TRANSLATION: dropping like a well bucket
HABITAT: heavily wooded areas; particularly coniferous trees
DIET: carnivorous; large ones prefer humans, crushed or mashed

APPEARANCE: Tsurube-otoshi are a gigantic disembodied heads of either a human, tengu, or oni. Sometimes they appear wreathed in flames and look like large fireballs with facial features. They live deep along paths in the forest, or just outside of town where travelers are likely to pass, spending most of their lives high in the trees (preferring pine, kaya, and other conifers for their height). They range in size from an ordinary head’s width to two meters in diameter.

BEHAVIOR: Tsurube-otoshi lurk in the treetops late at night and wait for unsuspecting creatures to pass underneath. When they need to feed, they drop quickly to the ground like a stone (the reason for its name, which means “falling well bucket”). The goal is to trap an animal (a human, if the head is large enough) and eat it up.

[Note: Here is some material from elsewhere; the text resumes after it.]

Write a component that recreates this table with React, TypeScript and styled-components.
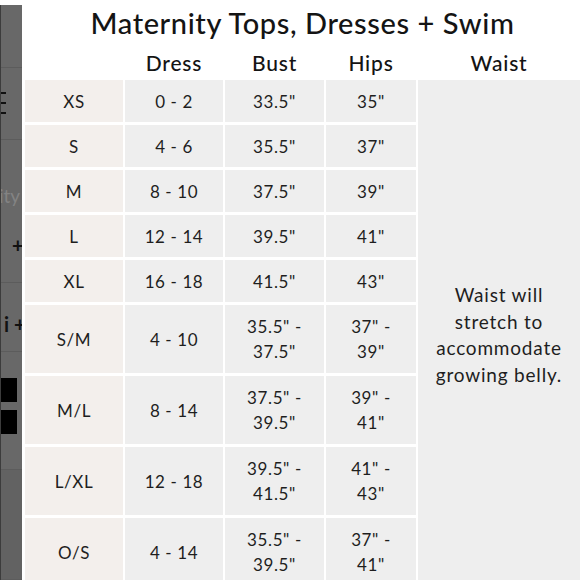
import React from "react";
import styled, { createGlobalStyle } from "styled-components";

const Global = createGlobalStyle`
  html, body { margin: 0; padding: 0; background: #ffffff; }
  body { width: 580px; height: 580px; overflow: hidden; font-family: "Lato", "Open Sans", sans-serif; color: #1c1c1c; }
`;

const Page = styled.div`
  display: flex;
  width: 580px;
  height: 580px;
  gap: 3px;
  overflow: hidden;
`;

const Strip = styled.div`
  width: 22px;
  flex: none;
  margin-top: 5px;
  display: flex;
  flex-direction: column;
  background: #686868;
  border-left: 1px solid #3c3c3c;
  box-sizing: border-box;
  overflow: hidden;
`;

const StripSeg = styled.div<{ $h: number; $dark?: boolean }>`
  height: ${(p) => p.$h}px;
  flex: ${(p) => (p.$h ? "none" : "1")};
  border-bottom: 1px solid #5c5c5c;
  background: ${(p) => (p.$dark ? "#626262" : "transparent")};
  display: flex;
  flex-direction: column;
  box-sizing: border-box;
`;

const Bars = styled.div`
  display: flex;
  flex-direction: column;
  gap: 8px;
  padding-top: 24px;
`;

const Bar = styled.div`
  width: 6px;
  height: 2px;
  background: #111;
  margin-left: -1px;
`;

const FaintText = styled.div`
  font-size: 19px;
  color: #838383;
  line-height: 20px;
  margin: 46px 0 0 -2px;
  white-space: nowrap;
`;

const Glyph = styled.div<{ $mt: number; $ml: number }>`
  font-size: 20px;
  font-weight: 700;
  color: #111;
  line-height: 20px;
  margin: ${(p) => p.$mt}px 0 0 ${(p) => p.$ml}px;
  white-space: nowrap;
`;

const Block = styled.div<{ $mt: number }>`
  width: 17px;
  height: 24px;
  background: #000;
  margin: ${(p) => p.$mt}px 0 0 -1px;
`;

const Main = styled.div`
  flex: 1;
  display: flex;
  flex-direction: column;
`;

const Title = styled.h1`
  margin: 0;
  height: 44px;
  flex: none;
  display: flex;
  align-items: center;
  justify-content: center;
  font-size: 29px;
  font-weight: 500;
  letter-spacing: 0.6px;
  color: #141414;
`;

const Table = styled.div`
  flex: none;
  display: grid;
  grid-template-columns: 98px 98px 99px 90px 1fr;
  grid-template-rows: 33px repeat(5, 42px) repeat(4, 68px);
  column-gap: 2px;
  row-gap: 3px;
`;

const Head = styled.div`
  display: flex;
  align-items: center;
  justify-content: center;
  font-size: 21px;
  font-weight: 500;
  letter-spacing: 0.8px;
  color: #141414;
  padding-top: 4px;
`;

const Cell = styled.div<{ $size?: boolean }>`
  display: flex;
  align-items: center;
  justify-content: center;
  text-align: center;
  background: ${(p) => (p.$size ? "#f3efec" : "#eeeeee")};
  font-size: 17px;
  letter-spacing: 0.6px;
  line-height: 25px;
  color: #1e1e1e;
`;

const WaistCell = styled(Cell)`
  grid-column: 5;
  grid-row: 2 / span 9;
  font-size: 19px;
  letter-spacing: 0.8px;
  line-height: 26.5px;
  padding-top: 4px;
`;

type Row = [string, string, string[], string[]];

const rows: Row[] = [
  ["XS", "0 - 2", ['33.5"'], ['35"']],
  ["S", "4 - 6", ['35.5"'], ['37"']],
  ["M", "8 - 10", ['37.5"'], ['39"']],
  ["L", "12 - 14", ['39.5"'], ['41"']],
  ["XL", "16 - 18", ['41.5"'], ['43"']],
  ["S/M", "4 - 10", ['35.5" -', '37.5"'], ['37" -', '39"']],
  ["M/L", "8 - 14", ['37.5" -', '39.5"'], ['39" -', '41"']],
  ["L/XL", "12 - 18", ['39.5" -', '41.5"'], ['41" -', '43"']],
  ["O/S", "4 - 14", ['35.5" -', '39.5"'], ['37" -', '41"']],
];

const Lines = ({ lines }: { lines: string[] }) => (
  <span>
    {lines.map((l, i) => (
      <React.Fragment key={i}>
        {i > 0 && <br />}
        {l}
      </React.Fragment>
    ))}
  </span>
);

export default function App() {
  return (
    <>
      <Global />
      <Page>
        <Strip>
          <StripSeg $h={63} />
          <StripSeg $h={72}>
            <Bars>
              <Bar />
              <Bar />
              <Bar />
            </Bars>
          </StripSeg>
          <StripSeg $h={143}>
            <FaintText>ity</FaintText>
            <Glyph $mt={29} $ml={11}>+</Glyph>
          </StripSeg>
          <StripSeg $h={69}>
            <Glyph $mt={31} $ml={3}>i +</Glyph>
          </StripSeg>
          <StripSeg $h={118}>
            <Block $mt={26} />
            <Block $mt={8} />
          </StripSeg>
          <StripSeg $h={0} $dark />
        </Strip>
        <Main>
          <Title>Maternity Tops, Dresses + Swim</Title>
          <Table>
            <span />
            <Head>Dress</Head>
            <Head>Bust</Head>
            <Head>Hips</Head>
            <Head>Waist</Head>
            {rows.map(([size, dress, bust, hips]) => (
              <React.Fragment key={size}>
                <Cell $size>{size}</Cell>
                <Cell>{dress}</Cell>
                <Cell>
                  <Lines lines={bust} />
                </Cell>
                <Cell>
                  <Lines lines={hips} />
                </Cell>
              </React.Fragment>
            ))}
            <WaistCell>
              <span>
                Waist will
                <br />
                stretch to
                <br />
                accommodate
                <br />
                growing belly.
              </span>
            </WaistCell>
          </Table>
        </Main>
      </Page>
    </>
  );
}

Then they slip back up into the trees, sometimes singing a monstrous taunt, challenging others to try to pass underneath. They enjoy this style of killing, letting out a horrible, guffawing laugh as they hunt and devour their prey. When they are not hungry, tsurube-otoshi will sometimes drop down and crush people just for fun instead of eating them. They also else drop large rocks or even well buckets (they have a sense of humor) on their victims from up high, laughing at the damage they inflict. Travelers passing under tall trees late at night would be wise to keep their heads up, or else they may be crushed by a falling tsurube-otoshi.

Tsurube-otoshi encountered in Kansai usually are most often solitary, gargantuan heads. In Tohoku, however, tsurube-otoshi are usually encountered in larger groups of slightly smaller heads.